§ Task to carry out: Write out the listing below without alteration, omitting its pictures.
*** Record list
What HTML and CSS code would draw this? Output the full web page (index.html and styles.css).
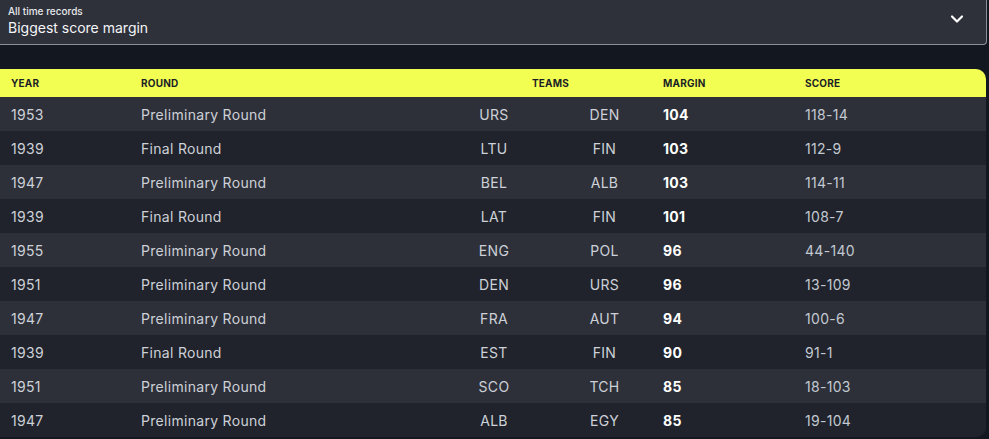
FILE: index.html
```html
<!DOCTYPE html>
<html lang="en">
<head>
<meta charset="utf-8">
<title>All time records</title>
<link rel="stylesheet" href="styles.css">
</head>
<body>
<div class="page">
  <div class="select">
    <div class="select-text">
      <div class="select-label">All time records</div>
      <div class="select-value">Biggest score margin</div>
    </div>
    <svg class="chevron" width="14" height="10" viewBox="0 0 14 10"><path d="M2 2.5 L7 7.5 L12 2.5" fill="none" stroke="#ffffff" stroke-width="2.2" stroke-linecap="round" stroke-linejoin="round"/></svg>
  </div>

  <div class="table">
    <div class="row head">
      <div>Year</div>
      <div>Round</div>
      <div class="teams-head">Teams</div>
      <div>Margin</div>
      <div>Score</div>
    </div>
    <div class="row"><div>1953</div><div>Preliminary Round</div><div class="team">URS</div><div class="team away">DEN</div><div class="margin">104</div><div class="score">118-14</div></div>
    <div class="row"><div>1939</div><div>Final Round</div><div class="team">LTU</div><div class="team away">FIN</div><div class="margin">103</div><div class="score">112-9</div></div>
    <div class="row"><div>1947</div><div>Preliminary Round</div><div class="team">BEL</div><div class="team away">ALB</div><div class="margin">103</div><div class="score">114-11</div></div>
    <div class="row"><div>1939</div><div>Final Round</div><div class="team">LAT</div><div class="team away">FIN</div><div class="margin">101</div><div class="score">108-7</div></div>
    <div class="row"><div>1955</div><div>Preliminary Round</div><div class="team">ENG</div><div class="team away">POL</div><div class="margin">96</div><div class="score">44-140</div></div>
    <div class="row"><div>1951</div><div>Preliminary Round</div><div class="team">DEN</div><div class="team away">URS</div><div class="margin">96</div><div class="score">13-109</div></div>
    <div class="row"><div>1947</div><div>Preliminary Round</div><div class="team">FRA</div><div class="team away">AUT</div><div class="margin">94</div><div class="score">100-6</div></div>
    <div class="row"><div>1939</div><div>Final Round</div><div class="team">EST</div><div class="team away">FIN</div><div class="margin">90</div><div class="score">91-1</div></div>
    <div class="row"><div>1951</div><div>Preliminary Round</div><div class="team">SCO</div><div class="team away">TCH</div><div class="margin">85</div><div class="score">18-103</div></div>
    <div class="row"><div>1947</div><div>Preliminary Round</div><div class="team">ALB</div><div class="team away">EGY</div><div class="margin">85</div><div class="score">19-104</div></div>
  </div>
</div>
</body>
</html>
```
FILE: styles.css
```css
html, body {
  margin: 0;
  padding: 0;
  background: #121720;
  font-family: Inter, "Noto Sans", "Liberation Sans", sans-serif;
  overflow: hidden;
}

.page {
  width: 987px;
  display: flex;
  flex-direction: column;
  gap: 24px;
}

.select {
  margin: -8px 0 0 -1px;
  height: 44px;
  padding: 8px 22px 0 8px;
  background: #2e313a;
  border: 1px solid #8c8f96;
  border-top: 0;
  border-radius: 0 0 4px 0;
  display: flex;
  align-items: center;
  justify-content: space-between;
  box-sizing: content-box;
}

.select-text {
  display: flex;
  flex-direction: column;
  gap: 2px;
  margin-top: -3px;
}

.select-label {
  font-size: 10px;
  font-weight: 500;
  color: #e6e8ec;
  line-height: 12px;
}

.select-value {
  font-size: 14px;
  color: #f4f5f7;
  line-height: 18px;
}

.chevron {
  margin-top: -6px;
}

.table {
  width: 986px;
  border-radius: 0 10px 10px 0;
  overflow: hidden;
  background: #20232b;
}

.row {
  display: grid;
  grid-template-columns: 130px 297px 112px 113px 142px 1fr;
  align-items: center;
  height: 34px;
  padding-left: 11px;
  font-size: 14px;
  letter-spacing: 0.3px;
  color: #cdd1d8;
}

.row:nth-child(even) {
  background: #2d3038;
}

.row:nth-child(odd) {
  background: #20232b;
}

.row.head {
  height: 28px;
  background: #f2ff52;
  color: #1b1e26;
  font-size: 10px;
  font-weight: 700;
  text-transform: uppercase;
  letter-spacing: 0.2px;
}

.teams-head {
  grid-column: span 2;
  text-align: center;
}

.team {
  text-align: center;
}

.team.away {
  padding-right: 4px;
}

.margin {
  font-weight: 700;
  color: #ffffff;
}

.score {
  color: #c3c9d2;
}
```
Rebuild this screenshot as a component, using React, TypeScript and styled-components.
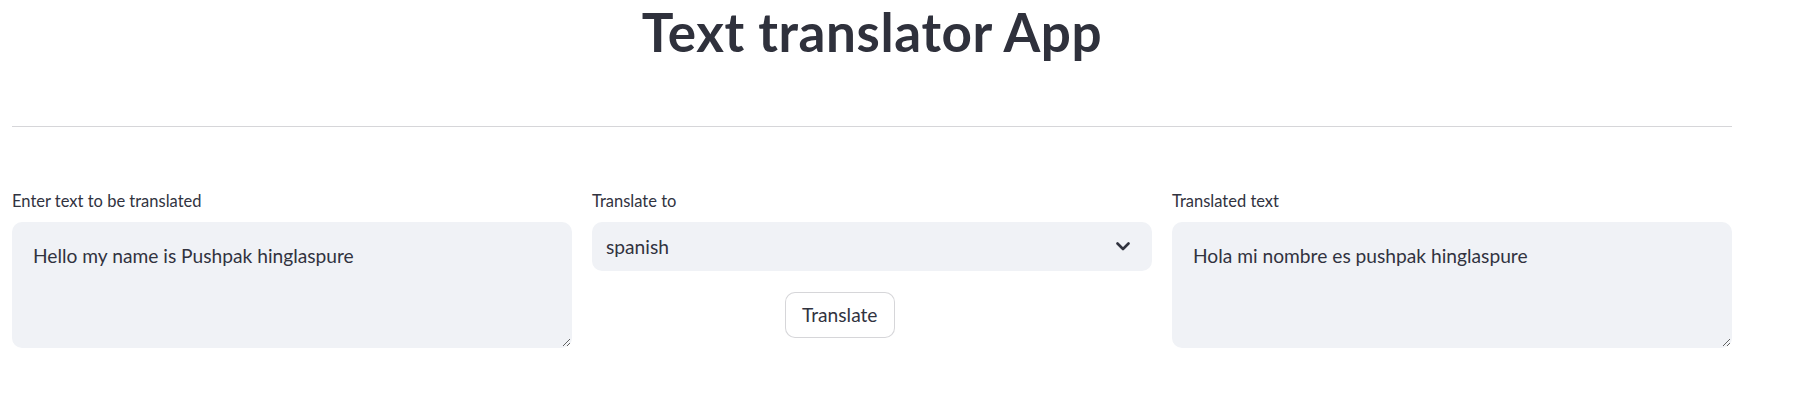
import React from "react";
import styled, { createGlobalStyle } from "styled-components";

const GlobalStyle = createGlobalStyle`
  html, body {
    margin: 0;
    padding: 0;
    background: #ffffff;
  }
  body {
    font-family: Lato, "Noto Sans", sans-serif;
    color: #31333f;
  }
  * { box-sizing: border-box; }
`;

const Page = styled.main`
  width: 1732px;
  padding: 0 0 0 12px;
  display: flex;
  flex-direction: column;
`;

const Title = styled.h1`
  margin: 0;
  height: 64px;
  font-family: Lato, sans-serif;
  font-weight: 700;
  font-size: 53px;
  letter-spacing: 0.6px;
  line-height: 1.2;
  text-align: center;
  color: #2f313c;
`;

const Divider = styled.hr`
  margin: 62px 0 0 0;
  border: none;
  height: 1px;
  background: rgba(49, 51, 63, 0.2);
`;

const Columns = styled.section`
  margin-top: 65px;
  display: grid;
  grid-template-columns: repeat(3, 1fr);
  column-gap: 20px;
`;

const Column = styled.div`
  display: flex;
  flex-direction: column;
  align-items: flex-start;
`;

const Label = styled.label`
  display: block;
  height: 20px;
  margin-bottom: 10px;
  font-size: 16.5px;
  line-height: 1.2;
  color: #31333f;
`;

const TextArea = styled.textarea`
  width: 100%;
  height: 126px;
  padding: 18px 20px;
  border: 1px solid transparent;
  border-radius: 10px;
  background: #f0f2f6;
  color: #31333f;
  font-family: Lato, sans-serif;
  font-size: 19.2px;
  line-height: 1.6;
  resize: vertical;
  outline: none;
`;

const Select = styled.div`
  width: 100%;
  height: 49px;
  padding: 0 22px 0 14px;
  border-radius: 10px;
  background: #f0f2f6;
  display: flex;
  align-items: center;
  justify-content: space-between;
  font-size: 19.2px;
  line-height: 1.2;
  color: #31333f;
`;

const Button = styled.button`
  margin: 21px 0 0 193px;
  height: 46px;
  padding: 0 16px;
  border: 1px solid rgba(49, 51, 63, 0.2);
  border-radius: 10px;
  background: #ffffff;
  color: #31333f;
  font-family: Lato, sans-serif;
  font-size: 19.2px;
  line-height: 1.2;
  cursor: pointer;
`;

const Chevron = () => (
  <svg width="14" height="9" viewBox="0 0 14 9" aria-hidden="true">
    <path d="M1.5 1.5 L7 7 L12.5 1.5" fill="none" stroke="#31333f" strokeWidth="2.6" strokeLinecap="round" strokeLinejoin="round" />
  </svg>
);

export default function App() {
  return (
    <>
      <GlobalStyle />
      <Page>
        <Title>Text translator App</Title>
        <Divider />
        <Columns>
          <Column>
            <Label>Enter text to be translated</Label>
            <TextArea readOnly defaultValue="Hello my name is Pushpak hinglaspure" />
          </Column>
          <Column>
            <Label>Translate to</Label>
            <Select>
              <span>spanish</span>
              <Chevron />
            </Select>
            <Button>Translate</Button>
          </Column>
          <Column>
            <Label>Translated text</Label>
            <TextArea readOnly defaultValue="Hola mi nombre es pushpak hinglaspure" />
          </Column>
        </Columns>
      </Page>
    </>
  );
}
******
§ Solved problem:
What HTML and CSS code would draw this? Output the full web page (index.html and styles.css).
FILE: index.html
```html
<!DOCTYPE html>
<html lang="en">
<head>
<meta charset="utf-8">
<title>All time records</title>
<link rel="stylesheet" href="styles.css">
</head>
<body>
<div class="page">
  <div class="select">
    <div class="select-text">
      <div class="select-label">All time records</div>
      <div class="select-value">Biggest score margin</div>
    </div>
    <svg class="chevron" width="14" height="10" viewBox="0 0 14 10"><path d="M2 2.5 L7 7.5 L12 2.5" fill="none" stroke="#ffffff" stroke-width="2.2" stroke-linecap="round" stroke-linejoin="round"/></svg>
  </div>

  <div class="table">
    <div class="row head">
      <div>Year</div>
      <div>Round</div>
      <div class="teams-head">Teams</div>
      <div>Margin</div>
      <div>Score</div>
    </div>
    <div class="row"><div>1953</div><div>Preliminary Round</div><div class="team">URS</div><div class="team away">DEN</div><div class="margin">104</div><div class="score">118-14</div></div>
    <div class="row"><div>1939</div><div>Final Round</div><div class="team">LTU</div><div class="team away">FIN</div><div class="margin">103</div><div class="score">112-9</div></div>
    <div class="row"><div>1947</div><div>Preliminary Round</div><div class="team">BEL</div><div class="team away">ALB</div><div class="margin">103</div><div class="score">114-11</div></div>
    <div class="row"><div>1939</div><div>Final Round</div><div class="team">LAT</div><div class="team away">FIN</div><div class="margin">101</div><div class="score">108-7</div></div>
    <div class="row"><div>1955</div><div>Preliminary Round</div><div class="team">ENG</div><div class="team away">POL</div><div class="margin">96</div><div class="score">44-140</div></div>
    <div class="row"><div>1951</div><div>Preliminary Round</div><div class="team">DEN</div><div class="team away">URS</div><div class="margin">96</div><div class="score">13-109</div></div>
    <div class="row"><div>1947</div><div>Preliminary Round</div><div class="team">FRA</div><div class="team away">AUT</div><div class="margin">94</div><div class="score">100-6</div></div>
    <div class="row"><div>1939</div><div>Final Round</div><div class="team">EST</div><div class="team away">FIN</div><div class="margin">90</div><div class="score">91-1</div></div>
    <div class="row"><div>1951</div><div>Preliminary Round</div><div class="team">SCO</div><div class="team away">TCH</div><div class="margin">85</div><div class="score">18-103</div></div>
    <div class="row"><div>1947</div><div>Preliminary Round</div><div class="team">ALB</div><div class="team away">EGY</div><div class="margin">85</div><div class="score">19-104</div></div>
  </div>
</div>
</body>
</html>
```
FILE: styles.css
```css
html, body {
  margin: 0;
  padding: 0;
  background: #121720;
  font-family: Inter, "Noto Sans", "Liberation Sans", sans-serif;
  overflow: hidden;
}

.page {
  width: 987px;
  display: flex;
  flex-direction: column;
  gap: 24px;
}

.select {
  margin: -8px 0 0 -1px;
  height: 44px;
  padding: 8px 22px 0 8px;
  background: #2e313a;
  border: 1px solid #8c8f96;
  border-top: 0;
  border-radius: 0 0 4px 0;
  display: flex;
  align-items: center;
  justify-content: space-between;
  box-sizing: content-box;
}

.select-text {
  display: flex;
  flex-direction: column;
  gap: 2px;
  margin-top: -3px;
}

.select-label {
  font-size: 10px;
  font-weight: 500;
  color: #e6e8ec;
  line-height: 12px;
}

.select-value {
  font-size: 14px;
  color: #f4f5f7;
  line-height: 18px;
}

.chevron {
  margin-top: -6px;
}

.table {
  width: 986px;
  border-radius: 0 10px 10px 0;
  overflow: hidden;
  background: #20232b;
}

.row {
  display: grid;
  grid-template-columns: 130px 297px 112px 113px 142px 1fr;
  align-items: center;
  height: 34px;
  padding-left: 11px;
  font-size: 14px;
  letter-spacing: 0.3px;
  color: #cdd1d8;
}

.row:nth-child(even) {
  background: #2d3038;
}

.row:nth-child(odd) {
  background: #20232b;
}

.row.head {
  height: 28px;
  background: #f2ff52;
  color: #1b1e26;
  font-size: 10px;
  font-weight: 700;
  text-transform: uppercase;
  letter-spacing: 0.2px;
}

.teams-head {
  grid-column: span 2;
  text-align: center;
}

.team {
  text-align: center;
}

.team.away {
  padding-right: 4px;
}

.margin {
  font-weight: 700;
  color: #ffffff;
}

.score {
  color: #c3c9d2;
}
```
Rebuild this screenshot as a component, using React, TypeScript and styled-components.
import React from "react";
import styled, { createGlobalStyle } from "styled-components";

const GlobalStyle = createGlobalStyle`
  html, body {
    margin: 0;
    padding: 0;
    background: #ffffff;
  }
  body {
    font-family: Lato, "Noto Sans", sans-serif;
    color: #31333f;
  }
  * { box-sizing: border-box; }
`;

const Page = styled.main`
  width: 1732px;
  padding: 0 0 0 12px;
  display: flex;
  flex-direction: column;
`;

const Title = styled.h1`
  margin: 0;
  height: 64px;
  font-family: Lato, sans-serif;
  font-weight: 700;
  font-size: 53px;
  letter-spacing: 0.6px;
  line-height: 1.2;
  text-align: center;
  color: #2f313c;
`;

const Divider = styled.hr`
  margin: 62px 0 0 0;
  border: none;
  height: 1px;
  background: rgba(49, 51, 63, 0.2);
`;

const Columns = styled.section`
  margin-top: 65px;
  display: grid;
  grid-template-columns: repeat(3, 1fr);
  column-gap: 20px;
`;

const Column = styled.div`
  display: flex;
  flex-direction: column;
  align-items: flex-start;
`;

const Label = styled.label`
  display: block;
  height: 20px;
  margin-bottom: 10px;
  font-size: 16.5px;
  line-height: 1.2;
  color: #31333f;
`;

const TextArea = styled.textarea`
  width: 100%;
  height: 126px;
  padding: 18px 20px;
  border: 1px solid transparent;
  border-radius: 10px;
  background: #f0f2f6;
  color: #31333f;
  font-family: Lato, sans-serif;
  font-size: 19.2px;
  line-height: 1.6;
  resize: vertical;
  outline: none;
`;

const Select = styled.div`
  width: 100%;
  height: 49px;
  padding: 0 22px 0 14px;
  border-radius: 10px;
  background: #f0f2f6;
  display: flex;
  align-items: center;
  justify-content: space-between;
  font-size: 19.2px;
  line-height: 1.2;
  color: #31333f;
`;

const Button = styled.button`
  margin: 21px 0 0 193px;
  height: 46px;
  padding: 0 16px;
  border: 1px solid rgba(49, 51, 63, 0.2);
  border-radius: 10px;
  background: #ffffff;
  color: #31333f;
  font-family: Lato, sans-serif;
  font-size: 19.2px;
  line-height: 1.2;
  cursor: pointer;
`;

const Chevron = () => (
  <svg width="14" height="9" viewBox="0 0 14 9" aria-hidden="true">
    <path d="M1.5 1.5 L7 7 L12.5 1.5" fill="none" stroke="#31333f" strokeWidth="2.6" strokeLinecap="round" strokeLinejoin="round" />
  </svg>
);

export default function App() {
  return (
    <>
      <GlobalStyle />
      <Page>
        <Title>Text translator App</Title>
        <Divider />
        <Columns>
          <Column>
            <Label>Enter text to be translated</Label>
            <TextArea readOnly defaultValue="Hello my name is Pushpak hinglaspure" />
          </Column>
          <Column>
            <Label>Translate to</Label>
            <Select>
              <span>spanish</span>
              <Chevron />
            </Select>
            <Button>Translate</Button>
          </Column>
          <Column>
            <Label>Translated text</Label>
            <TextArea readOnly defaultValue="Hola mi nombre es pushpak hinglaspure" />
          </Column>
        </Columns>
      </Page>
    </>
  );
}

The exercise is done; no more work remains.